E para quem quiser se aprofundar, aqui vão livros e documentários que exploram essa conexão entre imagem, identidade e cultura:
• “A Câmera Clara” – Roland Barthes
• “Fotografia de Rua: Técnica, Estética e Narrativa” – Guilherme Maranhão
• “O Sal da Terra” (documentário sobre Sebastião Salgado)
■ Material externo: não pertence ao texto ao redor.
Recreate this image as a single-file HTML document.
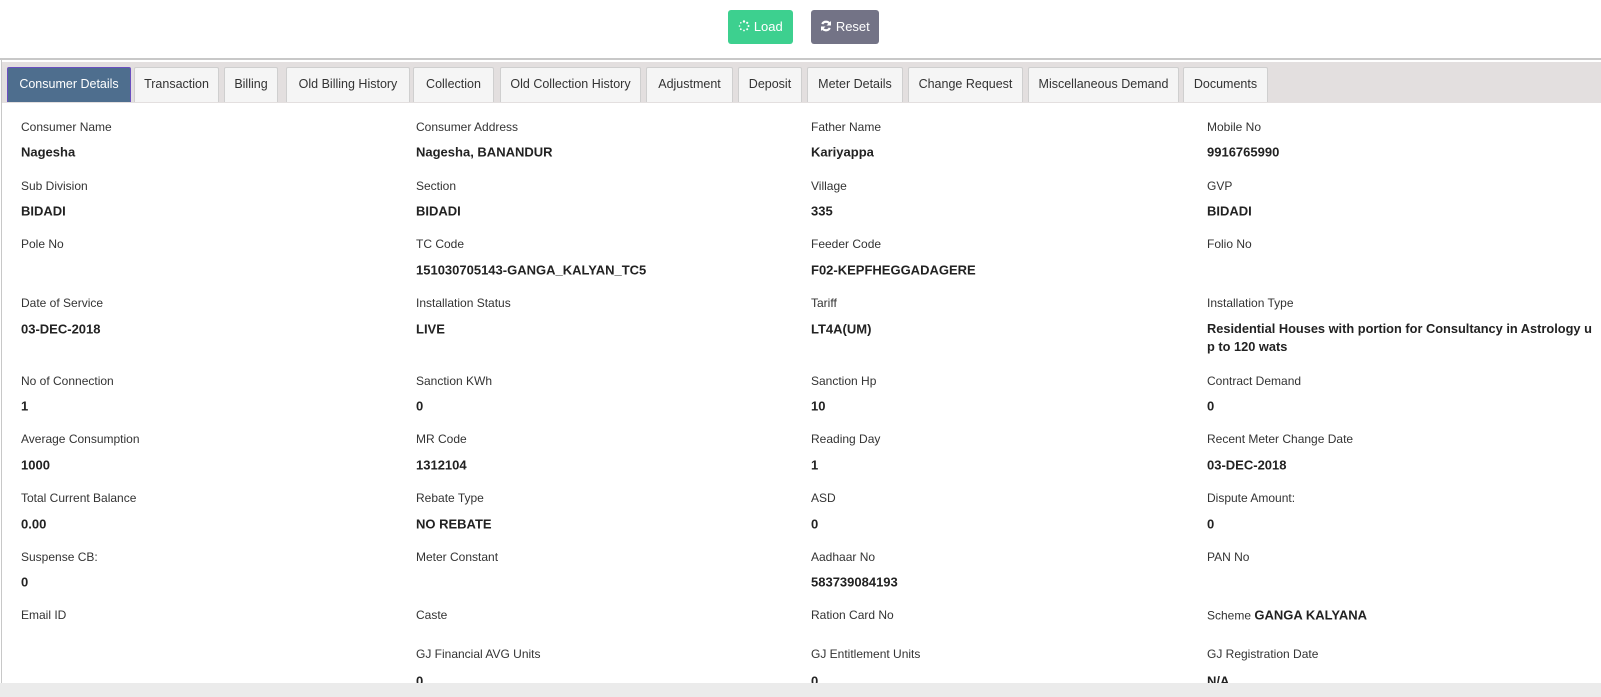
<!DOCTYPE html>
<html><head><meta charset="utf-8"><style>
*{margin:0;padding:0;box-sizing:border-box}
body{width:1601px;height:697px;background:#fff;font-family:"Liberation Sans",sans-serif;position:relative;overflow:hidden;color:#333}
.btn{position:absolute;top:10px;height:34px;border-radius:3px;color:#fff;font-size:13px;line-height:34px;text-align:center}
.topline{position:absolute;left:0;top:58px;width:1601px;height:2px;background:#c8c8c8}
.lb{position:absolute;left:1px;top:59px;width:1px;height:630px;background:#c8c8c8}
.bar{position:absolute;left:2px;top:62px;width:1599px;height:41px;background:#e3dfdf}
.tab{position:absolute;top:67px;height:35px;background:#f5f5f5;border:1px solid #cfcfcf;border-bottom:none;font-size:12.5px;line-height:33px;text-align:center;color:#333;border-radius:2px 2px 0 0}
.tab.act{background:#4e6e8e;color:#fff;border:1px solid #6a4fc0;border-bottom:none}
.l{position:absolute;font-size:12px;color:#333;transform:translateY(-50%);white-space:nowrap}
.v{position:absolute;font-size:13px;font-weight:bold;color:#222;transform:translateY(-50%);white-space:nowrap}
.foot{position:absolute;left:0;top:683px;width:1601px;height:14px;background:#ebebeb}
</style></head><body>
<div class="btn" style="left:728px;width:65px;background:#3dd08f">
<svg width="12" height="12" viewBox="0 0 12 12" style="vertical-align:-1px"><g fill="#fff"><circle cx="6" cy="1.5" r="1.2"/><circle cx="9.2" cy="2.8" r="1.1"/><circle cx="10.5" cy="6" r="1"/><circle cx="9.2" cy="9.2" r="1"/><circle cx="6" cy="10.5" r="0.9"/><circle cx="2.8" cy="9.2" r="0.9"/><circle cx="1.5" cy="6" r="0.8"/><circle cx="2.8" cy="2.8" r="0.8"/></g></svg> Load</div>
<div class="btn" style="left:811px;width:68px;background:#737386">
<svg width="12" height="12" viewBox="0 0 12 12" style="vertical-align:-1px"><path d="M10 4.5A4.3 4.3 0 0 0 2.2 4" stroke="#fff" stroke-width="2.2" fill="none"/><path d="M11 1v4.5H6.5z" fill="#fff"/><path d="M2 7.5A4.3 4.3 0 0 0 9.8 8" stroke="#fff" stroke-width="2.2" fill="none"/><path d="M1 11V6.5h4.5z" fill="#fff"/></svg> Reset</div>
<div class="topline"></div>
<div class="lb"></div>
<div class="bar"></div>
<div class="tab act" style="left:7px;width:124px">Consumer Details</div>
<div class="tab" style="left:134px;width:85px">Transaction</div>
<div class="tab" style="left:224px;width:54px">Billing</div>
<div class="tab" style="left:286px;width:124px">Old Billing History</div>
<div class="tab" style="left:413px;width:81px">Collection</div>
<div class="tab" style="left:500px;width:141px">Old Collection History</div>
<div class="tab" style="left:646px;width:87px">Adjustment</div>
<div class="tab" style="left:738px;width:64px">Deposit</div>
<div class="tab" style="left:807px;width:96px">Meter Details</div>
<div class="tab" style="left:908px;width:115px">Change Request</div>
<div class="tab" style="left:1028px;width:151px">Miscellaneous Demand</div>
<div class="tab" style="left:1183px;width:85px">Documents</div>

<div class="l" style="left:21px;top:127px">Consumer Name</div><div class="v" style="left:21px;top:152px">Nagesha</div>
<div class="l" style="left:416px;top:127px">Consumer Address</div><div class="v" style="left:416px;top:152px">Nagesha, BANANDUR</div>
<div class="l" style="left:811px;top:127px">Father Name</div><div class="v" style="left:811px;top:152px">Kariyappa</div>
<div class="l" style="left:1207px;top:127px">Mobile No</div><div class="v" style="left:1207px;top:152px">9916765990</div>

<div class="l" style="left:21px;top:186px">Sub Division</div><div class="v" style="left:21px;top:211px">BIDADI</div>
<div class="l" style="left:416px;top:186px">Section</div><div class="v" style="left:416px;top:211px">BIDADI</div>
<div class="l" style="left:811px;top:186px">Village</div><div class="v" style="left:811px;top:211px">335</div>
<div class="l" style="left:1207px;top:186px">GVP</div><div class="v" style="left:1207px;top:211px">BIDADI</div>

<div class="l" style="left:21px;top:244px">Pole No</div>
<div class="l" style="left:416px;top:244px">TC Code</div><div class="v" style="left:416px;top:270px">151030705143-GANGA_KALYAN_TC5</div>
<div class="l" style="left:811px;top:244px">Feeder Code</div><div class="v" style="left:811px;top:270px">F02-KEPFHEGGADAGERE</div>
<div class="l" style="left:1207px;top:244px">Folio No</div>

<div class="l" style="left:21px;top:303px">Date of Service</div><div class="v" style="left:21px;top:329px">03-DEC-2018</div>
<div class="l" style="left:416px;top:303px">Installation Status</div><div class="v" style="left:416px;top:329px">LIVE</div>
<div class="l" style="left:811px;top:303px">Tariff</div><div class="v" style="left:811px;top:329px">LT4A(UM)</div>
<div class="l" style="left:1207px;top:303px">Installation Type</div><div class="v" style="left:1207px;top:338px;line-height:18px;font-size:12.8px">Residential Houses with portion for Consultancy in Astrology u<br>p to 120 wats</div>

<div class="l" style="left:21px;top:381px">No of Connection</div><div class="v" style="left:21px;top:406px">1</div>
<div class="l" style="left:416px;top:381px">Sanction KWh</div><div class="v" style="left:416px;top:406px">0</div>
<div class="l" style="left:811px;top:381px">Sanction Hp</div><div class="v" style="left:811px;top:406px">10</div>
<div class="l" style="left:1207px;top:381px">Contract Demand</div><div class="v" style="left:1207px;top:406px">0</div>

<div class="l" style="left:21px;top:439px">Average Consumption</div><div class="v" style="left:21px;top:465px">1000</div>
<div class="l" style="left:416px;top:439px">MR Code</div><div class="v" style="left:416px;top:465px">1312104</div>
<div class="l" style="left:811px;top:439px">Reading Day</div><div class="v" style="left:811px;top:465px">1</div>
<div class="l" style="left:1207px;top:439px">Recent Meter Change Date</div><div class="v" style="left:1207px;top:465px">03-DEC-2018</div>

<div class="l" style="left:21px;top:498px">Total Current Balance</div><div class="v" style="left:21px;top:524px">0.00</div>
<div class="l" style="left:416px;top:498px">Rebate Type</div><div class="v" style="left:416px;top:524px">NO REBATE</div>
<div class="l" style="left:811px;top:498px">ASD</div><div class="v" style="left:811px;top:524px">0</div>
<div class="l" style="left:1207px;top:498px">Dispute Amount:</div><div class="v" style="left:1207px;top:524px">0</div>

<div class="l" style="left:21px;top:557px">Suspense CB:</div><div class="v" style="left:21px;top:582px">0</div>
<div class="l" style="left:416px;top:557px">Meter Constant</div>
<div class="l" style="left:811px;top:557px">Aadhaar No</div><div class="v" style="left:811px;top:582px">583739084193</div>
<div class="l" style="left:1207px;top:557px">PAN No</div>

<div class="l" style="left:21px;top:615px">Email ID</div>
<div class="l" style="left:416px;top:615px">Caste</div>
<div class="l" style="left:811px;top:615px">Ration Card No</div>
<div class="l" style="left:1207px;top:615px">Scheme <b style="font-size:13px;color:#222">GANGA KALYANA</b></div>

<div class="l" style="left:416px;top:654px">GJ Financial AVG Units</div><div class="v" style="left:416px;top:681px">0</div>
<div class="l" style="left:811px;top:654px">GJ Entitlement Units</div><div class="v" style="left:811px;top:681px">0</div>
<div class="l" style="left:1207px;top:654px">GJ Registration Date</div><div class="v" style="left:1207px;top:681px">N/A</div>
<div class="foot"></div>
</body></html>
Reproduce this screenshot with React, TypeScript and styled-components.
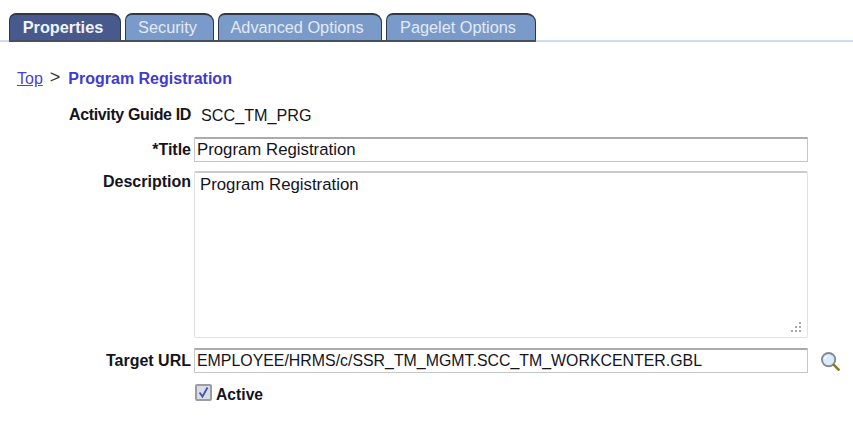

• “Fé” – de Ricardo Dias, um olhar sensível sobre manifestações religiosas no Brasil
Essas referências ajudam a entender que fotografar a diversidade urbana é um ato político, afetivo e estético. E que, mais do que capturar imagens, é possível construir pontes entre mundos que, à primeira vista, parecem distantes — mas que se encontram todos os dias nas esquinas da cidade.
Conclusão
Registrar rostos e raízes é mais do que capturar imagens — é reconhecer e valorizar as muitas culturas que habitam nossas ruas, nossas cidades e nosso cotidiano. Cada fotografia que revela um olhar, um gesto, um traje ou um ritual carrega consigo a força de uma identidade, de uma história que merece ser vista, ouvida e preservada.
Ao longo deste artigo, refletimos sobre como a fotografia de rua pode ser um instrumento poderoso de representatividade, respeito e conexão. Quando olhamos com sensibilidade e empatia, passamos a enxergar as cidades não apenas como espaços de passagem, mas como territórios culturais vivos, onde cada pessoa é um universo de memórias, tradições e afetos.
Fica aqui o convite: que tal desacelerar o passo e observar com mais atenção a riqueza cultural ao seu redor? Olhe para os rostos que cruzam seu caminho, para os sons e cores que dão vida à paisagem urbana. Experimente ouvir histórias, se permitir o encontro.
E, se sentir vontade, vá além: crie seu próprio projeto fotográfico ou mantenha um diário de observações culturais urbanas. Você pode começar com um celular, um caderno e muita curiosidade. A beleza está justamente nos detalhes — naquilo que, aos olhos distraídos, passa despercebido, mas que carrega a alma de uma cidade inteira.